Bercerminlah Pada Diri Sendiri


Bercerminlah Pada Diri Sendiri

Tulisan ini terinspirasi dari pernyataan seorang masyayikh pemimpin tertinggi salah satu organisasi besar di Indonesia. Dengan tegas dalam sebuah ceramah beliau menyatakan, “Kontrolnya adalah saya, jika saya menyimpang, maka umat,-umatnya, akan menyimpang, sebaliknya jika saya lurus, maka umatnya akan lurus. Do’akan saya semoga Allah selalu memberikan hidayah dan petunjuk-Nya pada saya.”

Entah mengapa, sore ini saya teringat pada apa yang beliau dawuhkan. Disaat saya merasa buntu pikiran sekedar untuk menorehkan sebaris dua baris kalimat melalui jari-jemari saya, tetiba saja hal itu terlintas di benak.

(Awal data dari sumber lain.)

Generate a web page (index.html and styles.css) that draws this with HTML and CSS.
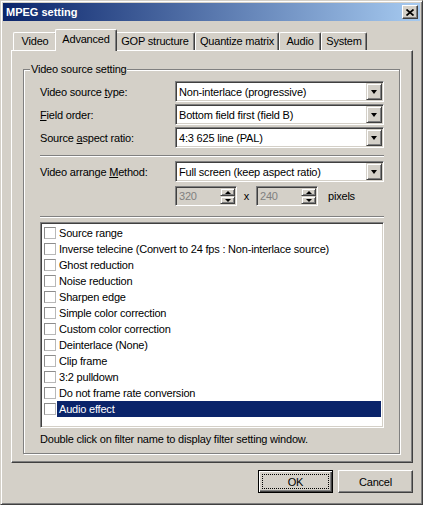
FILE: index.html
```html
<!DOCTYPE html>
<html>
<head>
<meta charset="utf-8">
<link rel="stylesheet" href="styles.css">
</head>
<body>
<div class="window">
  <div class="titlebar">
    <span class="title">MPEG setting</span>
    <span class="close">
      <svg width="8" height="7" viewBox="0 0 8 7"><path d="M0.5 0.5 L7.5 6.5 M7.5 0.5 L0.5 6.5" stroke="#000" stroke-width="1.7" fill="none"/></svg>
    </span>
  </div>
  <div class="content">
    <div class="tabs">
      <div class="tab t-video">Video</div>
      <div class="tab sel t-adv">Advanced</div>
      <div class="tab t-gop">GOP structure</div>
      <div class="tab t-quant">Quantize matrix</div>
      <div class="tab t-audio">Audio</div>
      <div class="tab t-sys">System</div>
    </div>
    <div class="panel">
      <div class="group">
        <div class="group-title">Video source setting</div>
        <div class="group-body">
          <div class="row first">
            <span class="label">Video source <u>t</u>ype:</span>
            <div class="combo"><span class="val">Non-interlace (progressive)</span><span class="drop"><i class="tri-down"></i></span></div>
          </div>
          <div class="row">
            <span class="label"><u>F</u>ield order:</span>
            <div class="combo"><span class="val">Bottom field first (field B)</span><span class="drop"><i class="tri-down"></i></span></div>
          </div>
          <div class="row">
            <span class="label">Source <u>a</u>spect ratio:</span>
            <div class="combo"><span class="val">4:3 625 line (PAL)</span><span class="drop"><i class="tri-down"></i></span></div>
          </div>
          <div class="sep sep1"></div>
          <div class="row">
            <span class="label">Video arrange <u>M</u>ethod:</span>
            <div class="combo"><span class="val">Full screen (keep aspect ratio)</span><span class="drop"><i class="tri-down"></i></span></div>
          </div>
          <div class="spin-row">
            <div class="spin"><span class="val">320</span><span class="spin-btns"><span class="sb"><i class="tri-up"></i></span><span class="sb"><i class="tri-dn"></i></span></span></div>
            <span class="times">x</span>
            <div class="spin"><span class="val">240</span><span class="spin-btns"><span class="sb"><i class="tri-up"></i></span><span class="sb"><i class="tri-dn"></i></span></span></div>
            <span class="pixels">pixels</span>
          </div>
          <div class="sep sep2"></div>
          <div class="list">
            <div class="item"><span class="chk"></span><span class="name">Source range</span></div>
            <div class="item"><span class="chk"></span><span class="name">Inverse telecine (Convert to 24 fps : Non-interlace source)</span></div>
            <div class="item"><span class="chk"></span><span class="name">Ghost reduction</span></div>
            <div class="item"><span class="chk"></span><span class="name">Noise reduction</span></div>
            <div class="item"><span class="chk"></span><span class="name">Sharpen edge</span></div>
            <div class="item"><span class="chk"></span><span class="name">Simple color correction</span></div>
            <div class="item"><span class="chk"></span><span class="name">Custom color correction</span></div>
            <div class="item"><span class="chk"></span><span class="name">Deinterlace (None)</span></div>
            <div class="item"><span class="chk"></span><span class="name">Clip frame</span></div>
            <div class="item"><span class="chk"></span><span class="name">3:2 pulldown</span></div>
            <div class="item"><span class="chk"></span><span class="name">Do not frame rate conversion</span></div>
            <div class="item selected"><span class="chk"></span><span class="name">Audio effect</span></div>
          </div>
          <div class="hint">Double click on filter name to display filter setting window.</div>
        </div>
      </div>
    </div>
    <div class="buttons">
      <div class="btn default"><span class="focus">OK</span></div>
      <div class="btn">Cancel</div>
    </div>
  </div>
</div>
</body>
</html>
```
FILE: styles.css
```css
* { box-sizing: border-box; }
html, body { margin: 0; padding: 0; }
body {
  background: #D4D0C8;
  font-family: "Liberation Sans", Arial, sans-serif;
  font-size: 11px;
  letter-spacing: -0.2px;
  color: #000;
}
.window {
  width: 423px;
  height: 505px;
  border: 1px solid;
  border-color: #D4D0C8 #404040 #404040 #D4D0C8;
  box-shadow: inset 1px 1px 0 #fff, inset -1px -1px 0 #808080;
  padding: 2px;
  display: flex;
  flex-direction: column;
  background: #D4D0C8;
}
.titlebar {
  height: 18px;
  background: linear-gradient(to right, #0A246A, #A6CAF0);
  display: flex;
  align-items: center;
  padding: 0 2px 0 3px;
  color: #fff;
  font-weight: bold;
  letter-spacing: 0;
  flex: none;
}
.title { line-height: 18px; }
.close {
  margin-left: auto;
  width: 16px;
  height: 14px;
  background: #D4D0C8;
  border: 1px solid;
  border-color: #fff #404040 #404040 #fff;
  box-shadow: inset -1px -1px 0 #808080;
  display: flex;
  align-items: center;
  justify-content: center;
}
.close svg { display: block; }
.content {
  padding: 8px 7px 0 8px;
  display: flex;
  flex-direction: column;
}
.tabs {
  display: flex;
  align-items: flex-end;
  height: 21px;
  padding-left: 2px;
}
.tab {
  height: 18px;
  line-height: 17px;
  text-align: center;
  border: 1px solid;
  border-bottom: none;
  border-color: #fff #404040 #404040 #fff;
  box-shadow: inset -1px 0 0 #808080;
  border-radius: 2px 2px 0 0;
  white-space: nowrap;
  background: #D4D0C8;
}
.tab.sel {
  height: 22px;
  margin: 0 -2px -1px -2px;
  line-height: 19px;
  position: relative;
  z-index: 1;
}
.t-video { width: 44px; }
.t-adv { width: 62px; }
.t-gop { width: 80px; }
.t-quant { width: 84px; }
.t-audio { width: 42px; }
.t-sys { width: 46px; }
.panel {
  height: 413px;
  border: 1px solid;
  border-color: #fff #404040 #404040 #fff;
  box-shadow: inset -1px -1px 0 #808080;
  padding: 18px 12px 8px 11px;
  display: flex;
  flex-direction: column;
}
.group {
  flex: 1;
  border: 1px solid #808080;
  box-shadow: inset 1px 1px 0 #fff, 1px 1px 0 #fff;
  display: flex;
  flex-direction: column;
}
.group-title {
  margin: -7px 0 0 6px;
  padding: 0 1px;
  line-height: 13px;
  background: #D4D0C8;
  width: fit-content;
}
.group-body {
  padding: 0 15px 0 16px;
  display: flex;
  flex-direction: column;
}
.row {
  display: flex;
  align-items: center;
  margin-top: 2px;
}
.row.first { margin-top: 5px; }
.label { width: 135px; flex: none; white-space: nowrap; }
.combo {
  flex: 1;
  height: 21px;
  border: 1px solid;
  border-color: #808080 #fff #fff #808080;
  box-shadow: inset 1px 1px 0 #404040, inset -1px -1px 0 #D4D0C8;
  background: #fff;
  padding: 1px;
  display: flex;
  align-items: center;
}
.combo .val { flex: 1; padding-left: 2px; white-space: nowrap; }
.drop {
  width: 16px;
  height: 17px;
  background: #D4D0C8;
  border: 1px solid;
  border-color: #D4D0C8 #404040 #404040 #D4D0C8;
  box-shadow: inset 1px 1px 0 #fff, inset -1px -1px 0 #808080;
  display: flex;
  align-items: center;
  justify-content: center;
}
.tri-down {
  width: 0; height: 0;
  border-left: 3.5px solid transparent;
  border-right: 3.5px solid transparent;
  border-top: 4px solid #000;
  display: block;
}
.sep {
  height: 2px;
  border-top: 1px solid #808080;
  border-bottom: 1px solid #fff;
}
.sep1 { margin: 7px 0 4px; }
.sep1 + .row { margin-top: 0; }
.spin-row {
  display: flex;
  align-items: center;
  margin-top: 4px;
  padding-left: 135px;
}
.spin {
  width: 62px;
  height: 20px;
  border: 1px solid;
  border-color: #808080 #fff #fff #808080;
  box-shadow: inset 1px 1px 0 #404040, inset -1px -1px 0 #D4D0C8;
  background: #D4D0C8;
  padding: 1px;
  display: flex;
  align-items: center;
}
.spin .val { flex: 1; color: #808080; padding-left: 2px; }
.spin-btns {
  width: 15px;
  height: 16px;
  display: flex;
  flex-direction: column;
}
.sb {
  flex: 1;
  border: 1px solid;
  border-color: #D4D0C8 #404040 #404040 #D4D0C8;
  box-shadow: inset 1px 1px 0 #fff, inset -1px -1px 0 #808080;
  display: flex;
  align-items: center;
  justify-content: center;
}
.tri-up {
  width: 0; height: 0;
  border-left: 3px solid transparent;
  border-right: 3px solid transparent;
  border-bottom: 3px solid #000;
  display: block;
}
.tri-dn {
  width: 0; height: 0;
  border-left: 3px solid transparent;
  border-right: 3px solid transparent;
  border-top: 3px solid #000;
  display: block;
}
.times { width: 19px; text-align: center; }
.pixels { margin-left: 10px; }
.sep2 { margin: 10px 0 4px; }
.list {
  height: 206px;
  border: 1px solid;
  border-color: #808080 #fff #fff #808080;
  box-shadow: inset 1px 1px 0 #404040, inset -1px -1px 0 #D4D0C8;
  background: #fff;
  padding: 2px 2px 0 2px;
}
.item {
  height: 16px;
  display: flex;
  align-items: center;
}
.chk {
  width: 12px;
  height: 12px;
  margin-left: 1px;
  border: 1px solid;
  border-color: #8c8c8c #b8b8b8 #b8b8b8 #8c8c8c;
  background: #fff;
  flex: none;
}
.name {
  flex: 1;
  margin-left: 1px;
  padding-left: 2px;
  height: 16px;
  line-height: 16px;
  white-space: nowrap;
}
.item.selected .name { background: #0A246A; color: #fff; }
.hint { margin-top: 5px; line-height: 13px; white-space: nowrap; }
.buttons {
  display: flex;
  justify-content: flex-end;
  gap: 5px;
  margin-top: 7px;
}
.btn {
  width: 75px;
  height: 23px;
  border: 1px solid;
  border-color: #fff #404040 #404040 #fff;
  box-shadow: inset -1px -1px 0 #808080;
  display: flex;
  align-items: center;
  justify-content: center;
}
.btn.default {
  border-color: #000;
  box-shadow: inset 1px 1px 0 #fff, inset -1px -1px 0 #404040, inset -2px -2px 0 #808080;
  padding: 3px;
}
.focus {
  flex: 1;
  align-self: stretch;
  border: 1px dotted #000;
  display: flex;
  align-items: center;
  justify-content: center;
}
```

Ya, seolah kalimat tersebut serasa biasa, namun jika kita mau mencermati secara lebih serius, hal ini mengisyaratkan adanya makna yang mendalam. Ada sebuah tanggung jawab besar yang sesungguhnya tertumpu pada setiap pemimpin, tanggung jawab pada diri, keluarga, masyarakat dan pada Tuhan-nya. Karena itulah menjadi pemimpin adalah amanat berat dalam kehidupan.

Semua kita adalah pemimpin, minimal pemimpin bagi dirinya sendiri. Suami adalah pemimpin bagi keluarga dan istri adalah pemimpin di rumah suaminya. Maka, yang terpenting bagi setiap pemimpin adalah koreksi diri atas apa yang ada dalam dirinya. Jangan sampai ketika terjadi kesalahan serta merta dia menyalahkan yang lainnya tanpa mau melihat keadaan dirinya. Barangkali saja, ada kesalahan yang dibuatnya sehingga orang lain turut terimbas dari kesalahan yang dilakukannya.

Jika setiap orang mau untuk selalu melakukan koreksi diri, dengan sedikit menekan “ego”, -yang kerap menguasainya, tentu keharmonisan akan lebih bisa diharapkan. Taruhlah sebagai misalnya dalam kehidupan keluarga. Suami adalah pemimpin bagi istrinya, namun tidak serta merta dia selalu benar, demikian sebaliknya, istri juga tidak selalu benar dalam semua tindakannya.

Sebagai suami yang baik, tentu ketika berbuat salah, dia mau diingatkan, berusaha merubah perilaku salahnya agar menjadi lebih baik dari sebalumnya. Di sisi lain, istri berperan sebagai seorang yang siap membuka pintu hatinya untuk memberi maaf terhadap suaminya, bukan berperan sebagai Tuhan yang memastikan tertutupnya pintu taubat. Sebaliknya, jika istri berbuat salah, maka seornag suami berperan sebagai seorang yang dengan kebesaran hatinya mau membuka pintu maaf bagi istrinya. Menyadari bahwa semua kesalahan yang pernah terjadi bisa saja menimpa dirinya. Dengan demikian, keharmonisan dalam kehidupan keluarga dapat dirasakan. Suami istri akan merasakan sakinah, mawaddah, warahmah dalam menjalani bahtera rumah tangganya.

Keharmonisan kehidupan di dunia ini, dimulai dari keharmonisan keluarga. Negara yang harmonis masyarakatnya, dimulai dari keharmonisan keluarga. Karena itu, keseimbangan alam ini sesungguhnya dimulai dari keluarga, dan keharmonisan keluarga, dimulai dari kemampuan seseorang dalam mengendalikan dirinya sendiri. Berani untuk mengakui kesalahan dirinya, dan bercermin pada diri. Dia melihat kesalahan orang lain, selalu berangkat dari kesalahan dirinya sendiri dan tidak berusaha mencari kambing hitam.